Publications

Great Saturday

Dr. Augustine Sokolovski

On Great Saturday, the Church commemorates the Descent of the Lord Jesus into Hell. The Epistle of Peter states that after His death on the Cross, the Lord descended in spirit into Hell, where He preached to the souls there. The Apostles’ Creed also bears witness to this. The descent of the Lord Jesus into hell is proclaimed by the Church Fathers and ancient liturgical texts.

In the Orthodox liturgy, the troparion “In the tomb with the body, in Hades with the soul as God” is recited at every divine liturgy. On Great Saturday, the body of the Lord Jesus rests in the tomb; He is dead. Therefore, the festive aspect of the Descent into Hell is, as it were, set aside and transferred to Antipascha, when, on the eighth day after the Resurrection, the Church commemorates Thomas’s assurance and the Lord’s Descent into Hell.

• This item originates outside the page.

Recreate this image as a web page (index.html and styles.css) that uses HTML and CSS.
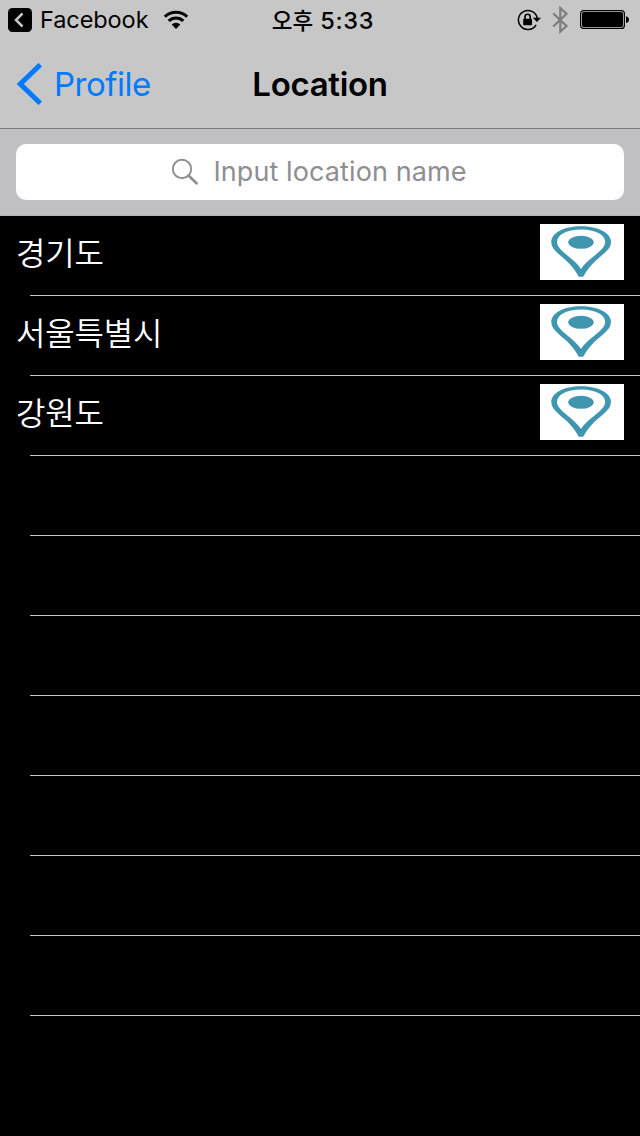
FILE: index.html
```
<!DOCTYPE html>
<html lang="ko">
<head>
<meta charset="utf-8">
<title>Location</title>
<link rel="stylesheet" href="styles.css">
</head>
<body>
<svg class="defs" width="0" height="0">
  <symbol id="pin" viewBox="0 0 84 56">
    <path fill-rule="evenodd" d="M41 2.300C24 2.300 11.300 9 11.300 18C11.300 27 23 32 30.500 41C34 45 37 49 38.700 52.800H43.300C45 49 48 45 51.500 41C59 32 71 27 71 18C71 9 58 2.300 41 2.300ZM41 5.500C55 5.500 65.200 10.500 65.200 18C65.200 26.500 48 34 41 45C34 34 17 26.500 17 18C17 10.500 27 5.500 41 5.500Z" fill="#3e96b0"/>
    <ellipse cx="41" cy="18.300" rx="12.700" ry="6.500" fill="#3e96b0"/>
  </symbol>
</svg>
<header class="top">
  <div class="status">
    <div class="status-left">
      <svg width="24" height="24" viewBox="0 0 24 24"><rect width="24" height="24" rx="4.500"/><path d="M14.500 5.500L8 12l6.500 6.500" fill="none" stroke="#c7c7c7" stroke-width="2.500"/></svg>
      <span class="carrier">Facebook</span>
      <svg class="wifi" width="26" height="20" viewBox="0 0 26 20"><g fill="none" stroke="#000" stroke-width="2.900"><path d="M1.800 6.800a16 16 0 0 1 22.400 0"/><path d="M5.700 10.900a10.500 10.500 0 0 1 14.600 0"/></g><path d="M8.700 14.600a6.200 6.200 0 0 1 8.600 0L13 19z"/></svg>
    </div>
    <span class="clock"><span class="meridiem">오후</span> 5:33</span>
    <div class="status-right">
      <svg width="24" height="22" viewBox="0 0 24 22"><path d="M19.100 15.800A9.500 9.500 0 1 1 20.200 9" fill="none" stroke="#000" stroke-width="1.500"/><path d="M15.800 8.800H24L20 13z"/><rect x="6.200" y="9.700" width="8.800" height="6.600" rx=".7"/><path d="M8 10V7.800a2.600 2.600 0 0 1 5.200 0V10" fill="none" stroke="#000" stroke-width="1.600"/></svg>
      <svg class="bluetooth" width="17" height="28" viewBox="0 0 17 28"><path d="M1.200 7.300L14.500 20 8.300 25.500V2L14.500 7.800 1.200 20.500" fill="none" stroke="#7d7d7d" stroke-width="2.200"/></svg>
      <svg class="battery" width="50" height="20" viewBox="0 0 50 20"><rect x=".6" y=".6" width="43.800" height="17.800" rx="3" fill="none" stroke="#000" stroke-width="1.200"/><rect x="2" y="2" width="41" height="15" rx="1.800"/><path d="M46 6.200c4 .5 4 6.300 0 6.800z"/></svg>
    </div>
  </div>
  <nav class="nav">
    <a class="back"><svg width="26" height="42" viewBox="0 0 26 42"><path d="M24.300 1.700L4.300 21l20 19.300" fill="none" stroke="#007aff" stroke-width="5"/></svg><span class="back-label">Profile</span></a>
    <h1 class="title">Location</h1>
  </nav>
</header>
<div class="search">
  <div class="field">
    <svg width="28" height="28" viewBox="0 0 28 28"><g fill="none" stroke="#8e8e93"><circle cx="11" cy="11" r="9.200" stroke-width="1.900"/><path d="M17.500 17.500l8 7.800" stroke-width="2.600" stroke-linecap="round"/></g></svg>
    <span class="placeholder">Input location name</span>
  </div>
</div>
<ul class="list">
  <li class="row"><span class="name">경기도</span><svg class="thumb"><use href="#pin"/></svg></li>
  <li class="row"><span class="name">서울특별시</span><svg class="thumb"><use href="#pin"/></svg></li>
  <li class="row"><span class="name">강원도</span><svg class="thumb"><use href="#pin"/></svg></li>
  <li class="row"></li>
  <li class="row"></li>
  <li class="row"></li>
  <li class="row"></li>
  <li class="row"></li>
  <li class="row"></li>
  <li class="row"></li>
</ul>
</body>
</html>
```
FILE: styles.css
```
* { box-sizing: border-box; }
body {
  margin: 0;
  min-height: 1136px;
  background: #000;
  color: #000;
  font-family: Inter, "Noto Sans CJK KR", sans-serif;
}
.defs { display: block; height: 0; }
svg { flex: none; }
.top {
  height: 129px;
  background: #c7c7c7;
  border-bottom: 1px solid #7a7a7d;
}
.status {
  height: 40px;
  display: grid;
  grid-template-columns: 1fr auto 1fr;
  align-items: center;
  padding-left: 8px;
  white-space: nowrap;
}
.status-left, .status-right { display: flex; align-items: center; }
.status-right { justify-content: flex-end; padding-right: 10px; }
.carrier { margin-left: 8px; width: 109px; font-size: 23.500px; line-height: 40px; letter-spacing: -0.080px; }
.wifi { margin-left: 14px; }
.clock { display: flex; gap: 7px; padding: 1px 2px 0 0; font-size: 23.500px; line-height: 39px; font-weight: 500; letter-spacing: 0.700px; }
.meridiem { font-size: 22.500px; line-height: 39px; letter-spacing: 0; }
.bluetooth { margin-left: 11px; }
.battery { margin-left: 11px; }
.nav {
  height: 88px;
  display: grid;
  grid-template-columns: 1fr auto 1fr;
  align-items: center;
  padding: 0 16px;
}
.back { display: flex; align-items: center; color: #007aff; }
.back-label { margin-left: 12px; font-size: 33px; line-height: 42px; letter-spacing: -0.500px; }
.title { margin: 0; font-size: 33px; line-height: 42px; font-weight: 600; letter-spacing: -0.300px; }
.search {
  height: 87px;
  padding: 15px 16px;
  background: #bfbfc4;
  border-bottom: 1px solid #b2b5b5;
}
.field {
  height: 56px;
  display: flex;
  align-items: center;
  justify-content: center;
  gap: 14px;
  padding-right: 2px;
  border-radius: 10px;
  background: #fff;
}
.placeholder { color: #8e8e93; font-size: 27px; line-height: 40px; letter-spacing: 0.100px; }
.list { margin: 0; padding: 0; list-style: none; }
.row {
  height: 80px;
  display: flex;
  justify-content: space-between;
  align-items: flex-start;
  padding: 8px 16px 0;
  background: linear-gradient(#c8c7cc, #c8c7cc) 30px 79px / 100% 1px no-repeat;
}
.name { color: #fff; font-size: 32px; line-height: 54px; font-weight: 350; font-family: "Noto Sans CJK KR", sans-serif; letter-spacing: -0.200px; }
.thumb { width: 84px; height: 56px; background: #fff; }
```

The Church Fathers devoted considerable thought to the Descent into Hell. From the very beginning, Eastern authors differed from their Western counterparts in their understanding of the results of this descent. Here, by “Western Fathers,” we mean primarily the African holy fathers, who wrote and thought in Latin.

The Eastern Church Fathers believed that the Lord Jesus brought out of hell the souls of all those who were there. The Western Fathers—and this is particularly evident in St. Augustine—believed that the Lord delivered from hell only the righteous, only those who were awaiting Him. Each of these viewpoints has its own justification in both Scripture and Tradition. In reflecting on the possibility of deliverance from eternal damnation for those who did not know or could not have known Christ during their lifetime in our time, by analogy with the Descent into Hell on Great Saturday, believers may draw inspiration from either of these two patristic perspectives.

On Holy Saturday, the Descent into Hell is revealed not as a triumphal procession of the Risen Christ, but as the culminating moment of kenosis—what theology terms the “divine self-emptying” of God, who became flesh in Jesus and entered into history. The theology of the Church Fathers, as expressed in the decrees of the Fourth Ecumenical Council at Chalcedon (451), posits not only the possibility but the necessity of the “communication of properties,” whereby, in Christ Jesus, the characteristics of the divine nature are imparted to the human nature, and, conversely, the human nature is imparted to the divine. Great Saturday is the most radical manifestation of this dogma, which is of paramount importance for understanding the essence of Orthodox Christianity.

God is dead; He lies in the tomb. We—all of us together, pagans and Jews, the righteous and the sinners, believers and non-believers—have killed God. God rested from all His works; He fulfilled the commandment which He Himself had originally given, and which He Himself had always broken—that is, the commandment regarding the Sabbath rest. On Great Saturday, He fulfilled this commandment once and for all, so that, after just a few hours, one night, and one day, He might rise again, trample upon death—that is, literally step upon death with His own death.